Hi Muru,
sorry that was my bad, I’ve made a mistake when adapting the solution from SO. I’ve fixed the notebook gist (see link above).
For corrected code to determine the wanted pixel see below. There are two changes. First, y/lat is the first dim of our 2d array. Second, we need to use .isel to select from the given index. The SO solution worked since in that example x and y didn’t have coordinates and a zero-based index is used with .sel.
lat = 50.0
lon = 10.0
# find nearest xy-grid point to a specific latlon-coordinate
abslat = np.abs(dsg.lat-lat)
abslon = np.abs(dsg.lon-lon)
c = np.maximum(abslon, abslat)
# Attention: y/lat is first dim, get
([yidx], [xidx]) = np.where(c == np.min(c))

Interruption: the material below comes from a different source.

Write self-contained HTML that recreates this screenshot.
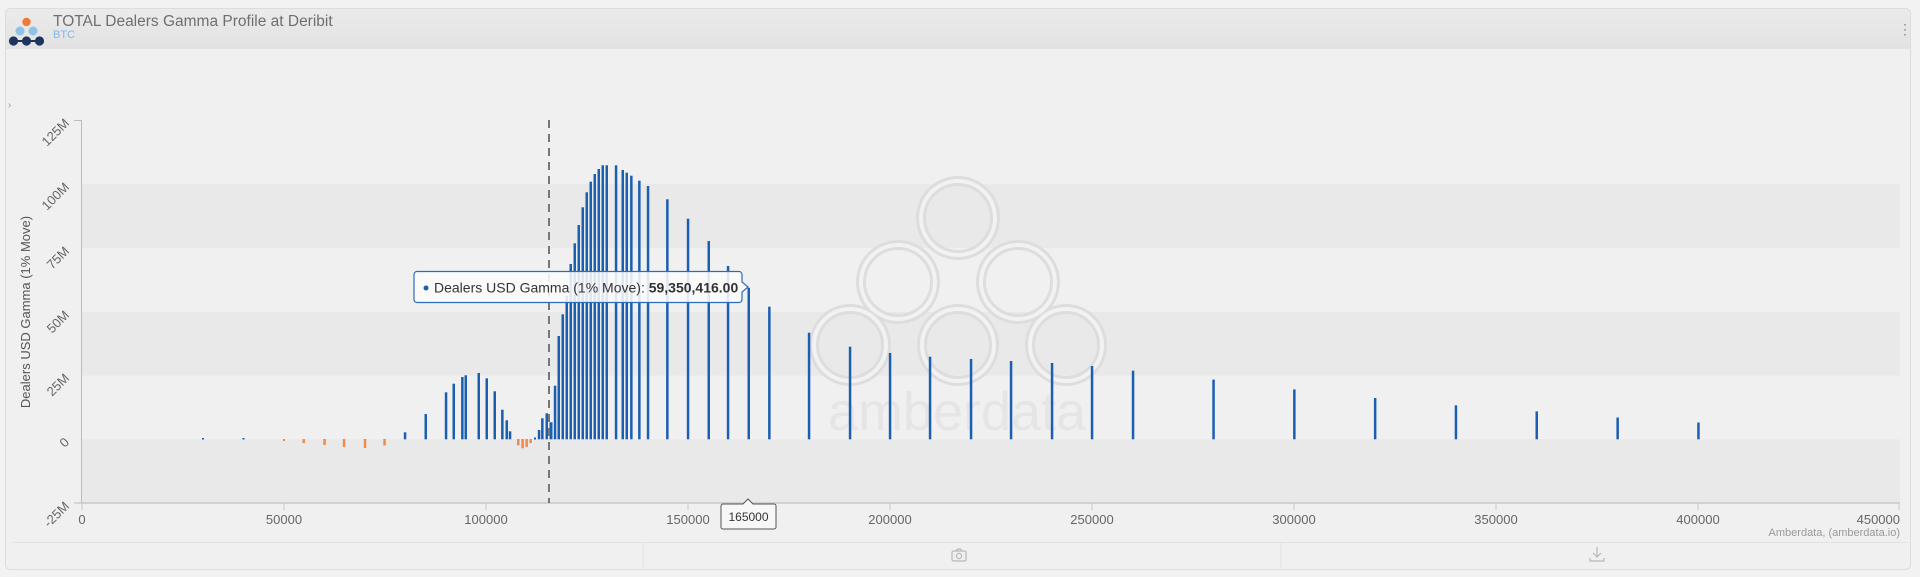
<!DOCTYPE html>
<html><head><meta charset="utf-8"><style>
html,body{margin:0;padding:0;background:#efefef;width:1920px;height:577px;overflow:hidden}
svg{display:block;font-family:"Liberation Sans",sans-serif}
</style></head><body>
<svg width="1920" height="577" viewBox="0 0 1920 577" xmlns="http://www.w3.org/2000/svg">
<defs><linearGradient id="hg" x1="0" y1="0" x2="0" y2="1"><stop offset="0" stop-color="#ebebeb"/><stop offset="1" stop-color="#e2e2e2"/></linearGradient></defs>
<rect x="0" y="0" width="1920" height="577" fill="#f2f2f2"/>
<rect x="5.5" y="8.5" width="1905" height="561" rx="5" fill="#f0f0f0" stroke="#dcdcdc"/>
<path d="M6 49 V14 a5 5 0 0 1 5 -5 H1905 a5 5 0 0 1 5 5 V49 Z" fill="url(#hg)"/>
<!-- logo -->
<circle cx="26.5" cy="22" r="4.2" fill="#f07a3a"/>
<circle cx="20" cy="31" r="4.5" fill="#8fc2e8"/><circle cx="33" cy="31" r="4.5" fill="#8fc2e8"/>
<line x1="11" y1="41" x2="42" y2="41" stroke="#1c3560" stroke-width="2"/>
<circle cx="13.5" cy="41" r="4.6" fill="#1c3560"/><circle cx="26.5" cy="41" r="4.6" fill="#1c3560"/><circle cx="39.5" cy="41" r="4.6" fill="#1c3560"/>
<text x="53" y="26" font-size="15.5" fill="#6f6f6f">TOTAL Dealers Gamma Profile at Deribit</text>
<text x="53" y="38" font-size="11" fill="#7fb7ef">BTC</text>
<text x="1898" y="34" font-size="14" fill="#888">⋮</text>
<text x="8" y="108" font-size="10" fill="#999">›</text>
<!-- bands -->
<rect x="82" y="184" width="1818" height="64" fill="#e9e9e9"/>
<rect x="82" y="312" width="1818" height="63.5" fill="#e9e9e9"/>
<rect x="82" y="439.3" width="1818" height="63.7" fill="#e9e9e9"/>
<!-- watermark -->
<g fill="none" opacity="0.9">
<g stroke="#dcdcdc" stroke-width="10">
<circle cx="958" cy="218" r="37"/>
<circle cx="898" cy="282" r="37"/><circle cx="1018" cy="282" r="37"/>
<circle cx="850" cy="345" r="36"/><circle cx="958" cy="345" r="36"/><circle cx="1066" cy="345" r="36"/>
</g>
<g stroke="#f3f3f3" stroke-width="4">
<circle cx="958" cy="218" r="37"/>
<circle cx="898" cy="282" r="37"/><circle cx="1018" cy="282" r="37"/>
<circle cx="850" cy="345" r="36"/><circle cx="958" cy="345" r="36"/><circle cx="1066" cy="345" r="36"/>
</g>
</g>
<text x="957" y="430" font-size="54" fill="#e5e5e5" text-anchor="middle">amberdata</text>
<!-- axes -->
<line x1="81.5" y1="120" x2="81.5" y2="503" stroke="#bbb"/>
<line x1="74" y1="120.5" x2="82" y2="120.5" stroke="#bbb"/>
<line x1="74" y1="503" x2="82" y2="503" stroke="#bbb"/>
<line x1="82" y1="503" x2="1900" y2="503" stroke="#c8c8c8" stroke-width="1.5"/>
<g stroke="#c8c8c8">
<line x1="82" y1="503" x2="82" y2="510"/><line x1="284" y1="503" x2="284" y2="510"/><line x1="486" y1="503" x2="486" y2="510"/><line x1="688" y1="503" x2="688" y2="510"/><line x1="890" y1="503" x2="890" y2="510"/><line x1="1092" y1="503" x2="1092" y2="510"/><line x1="1294" y1="503" x2="1294" y2="510"/><line x1="1496" y1="503" x2="1496" y2="510"/><line x1="1698" y1="503" x2="1698" y2="510"/><line x1="1899" y1="503" x2="1899" y2="510"/>
</g>
<g font-size="13" fill="#666" text-anchor="middle">
<text x="82" y="524">0</text><text x="284" y="524">50000</text><text x="486" y="524">100000</text><text x="688" y="524">150000</text><text x="890" y="524">200000</text><text x="1092" y="524">250000</text><text x="1294" y="524">300000</text><text x="1496" y="524">350000</text><text x="1698" y="524">400000</text><text x="1900" y="524" text-anchor="end">450000</text>
</g>
<g font-size="13" fill="#666" text-anchor="end">
<text transform="translate(70,124) rotate(-45)">125M</text>
<text transform="translate(70,188) rotate(-45)">100M</text>
<text transform="translate(70,252) rotate(-45)">75M</text>
<text transform="translate(70,316) rotate(-45)">50M</text>
<text transform="translate(70,379) rotate(-45)">25M</text>
<text transform="translate(70,443) rotate(-45)">0</text>
<text transform="translate(70,507) rotate(-45)">-25M</text>
</g>
<text transform="translate(30,312) rotate(-90)" font-size="13" fill="#555" text-anchor="middle">Dealers USD Gamma (1% Move)</text>
<text x="1900" y="536" font-size="11" fill="#999" text-anchor="end">Amberdata, (amberdata.io)</text>
<!-- orange bars -->
<g fill="#f08a4b">
<rect x="283" y="439" width="2" height="2"/><rect x="302.5" y="439" width="2.5" height="4"/><rect x="323.3" y="439" width="2.5" height="6"/><rect x="342.8" y="439" width="2.5" height="8"/><rect x="363.8" y="439" width="2.5" height="9"/><rect x="383.3" y="439" width="2.5" height="6.5"/>
<rect x="517" y="439" width="2.5" height="6.3"/><rect x="521.4" y="439" width="2.5" height="9.3"/><rect x="525.4" y="439" width="2.5" height="8"/><rect x="529.4" y="439" width="2.5" height="4"/>
</g>
<!-- blue bars -->
<g fill="#1a5fb0">
<rect x="202" y="438" width="2" height="1.5"/><rect x="242.5" y="438" width="2" height="1.5"/><rect x="534" y="437.5" width="2" height="2"/>
<rect x="403.8" y="432.3" width="2.5" height="7"/><rect x="424.5" y="414" width="2.5" height="25.3"/><rect x="444.8" y="392.3" width="2.5" height="47"/><rect x="452.5" y="383.7" width="2.5" height="55.6"/><rect x="461.1" y="377" width="2.5" height="62.3"/><rect x="464.5" y="375.3" width="2.5" height="64"/><rect x="477.5" y="373" width="2.5" height="66.3"/><rect x="485.5" y="378.3" width="2.5" height="61"/><rect x="493.5" y="391.3" width="2.5" height="48"/><rect x="501.1" y="409.7" width="2.5" height="29.6"/><rect x="505.5" y="420.3" width="2.5" height="19"/><rect x="508.8" y="431.3" width="2.5" height="8"/>
<rect x="537.8" y="430" width="2.5" height="9.3"/><rect x="541.1" y="418.3" width="2.5" height="21"/><rect x="545.5" y="413.3" width="2.5" height="26"/><rect x="549.5" y="422.3" width="3" height="17"/><rect x="553.8" y="385.7" width="2.5" height="53.6"/><rect x="557.5" y="336" width="2.5" height="103.3"/><rect x="561.5" y="314.3" width="2.5" height="125"/><rect x="565.5" y="296" width="2.5" height="143.3"/><rect x="569.5" y="264" width="2.5" height="175.3"/><rect x="573.5" y="243.3" width="2.5" height="196"/><rect x="577.5" y="225" width="2.5" height="214.3"/><rect x="581.5" y="207.3" width="2.5" height="232"/><rect x="585.5" y="192.3" width="2.5" height="247"/><rect x="589.5" y="181.7" width="2.5" height="257.6"/><rect x="593.5" y="174" width="2.5" height="265.3"/><rect x="597.5" y="169" width="2.5" height="270.3"/><rect x="601.5" y="165.3" width="2.5" height="274"/><rect x="605.5" y="165.3" width="2.5" height="274"/><rect x="614.8" y="165.3" width="2.5" height="274"/><rect x="621.5" y="170" width="2.5" height="269.3"/><rect x="625.5" y="172.7" width="2.5" height="266.6"/><rect x="630.1" y="175.7" width="2.5" height="263.6"/><rect x="638.1" y="180.7" width="2.5" height="258.6"/><rect x="646.8" y="186" width="2.5" height="253.3"/><rect x="666.1" y="199.3" width="2.5" height="240"/><rect x="686.8" y="218.7" width="2.5" height="220.6"/><rect x="707.5" y="241" width="2.5" height="198.3"/><rect x="726.8" y="266" width="2.5" height="173.3"/><rect x="747.5" y="287.8" width="2.5" height="151.5"/><rect x="768.1" y="306.7" width="2.5" height="132.6"/>
<rect x="807.8" y="332.7" width="2.5" height="106.6"/><rect x="848.8" y="346.7" width="2.5" height="92.6"/><rect x="888.8" y="353" width="2.5" height="86.3"/><rect x="928.8" y="356.7" width="2.5" height="82.6"/><rect x="969.8" y="359" width="2.5" height="80.3"/><rect x="1009.8" y="361" width="2.5" height="78.3"/><rect x="1050.8" y="363" width="2.5" height="76.3"/><rect x="1090.8" y="366" width="2.5" height="73.3"/><rect x="1131.8" y="370.7" width="2.5" height="68.6"/>
<rect x="1212.3" y="379.6" width="2.5" height="59.7"/><rect x="1293.1" y="389.4" width="2.5" height="49.9"/><rect x="1373.9" y="398" width="2.5" height="41.3"/><rect x="1454.7" y="405.3" width="2.5" height="34"/><rect x="1535.5" y="411.4" width="2.5" height="27.9"/><rect x="1616.4" y="417.5" width="2.5" height="21.8"/><rect x="1697.2" y="422.5" width="2.5" height="16.8"/>
</g>
<!-- dashed line -->
<line x1="549" y1="120" x2="549" y2="503" stroke="#777" stroke-width="2" stroke-dasharray="8,6"/>
<!-- tooltip -->
<path d="M417 271.5 H739 a3 3 0 0 1 3 3 V282 L748 287 L742 292 V299.5 a3 3 0 0 1 -3 3 H417 a3 3 0 0 1 -3 -3 V274.5 a3 3 0 0 1 3 -3 Z" fill="rgba(250,250,250,0.88)" stroke="#2b6cb8" stroke-width="1.2"/>
<circle cx="426" cy="288" r="2.5" fill="#1a5fb0"/>
<text x="434" y="292.5" font-size="14" fill="#333">Dealers USD Gamma (1% Move): <tspan font-weight="bold">59,350,416.00</tspan></text>
<!-- crosshair label -->
<path d="M723 504 H743 L748 499 L753 504 H774 a2 2 0 0 1 2 2 V527 a2 2 0 0 1 -2 2 H723 a2 2 0 0 1 -2 -2 V506 a2 2 0 0 1 2 -2 Z" fill="#f7f7f7" stroke="#555"/>
<text x="748.5" y="521" font-size="12" fill="#333" text-anchor="middle">165000</text>
<!-- toolbar -->
<line x1="12" y1="542.5" x2="1908" y2="542.5" stroke="#e2e2e2"/>
<line x1="643" y1="543" x2="643" y2="568" stroke="#e2e2e2"/>
<line x1="1281" y1="543" x2="1281" y2="568" stroke="#e2e2e2"/>
<g fill="none" stroke="#b8b8b8" stroke-width="1.2">
<rect x="952" y="551" width="14" height="10" rx="1.5"/><path d="M956 551 l1.5 -2 h3 l1.5 2"/><circle cx="959" cy="556" r="2.6"/>
<path d="M1597 547 v10 M1593 553 l4 4 l4 -4 M1590 558 v3 h14 v-3"/>
</g>
</svg>
</body></html>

# Select index location at the x/y dimension
# use isel as we select with index
point_ds = dsg.isel(x=xidx, y=yidx)
display(point_ds.RW)
<xarray.DataArray 'RW' ()>
array(1.1, dtype=float32)
Coordinates:
y float64 -4.326e+06
x float64 37.83
lon float64 9.994
lat float64 50.0
Attributes:
valid_min: 0
valid_max: 4095
standard_name: rainfall_rate
long_name: RW
unit: mm h-1
As you can see, the lon/lat coordinates are now giving back our selected values (“nearest”).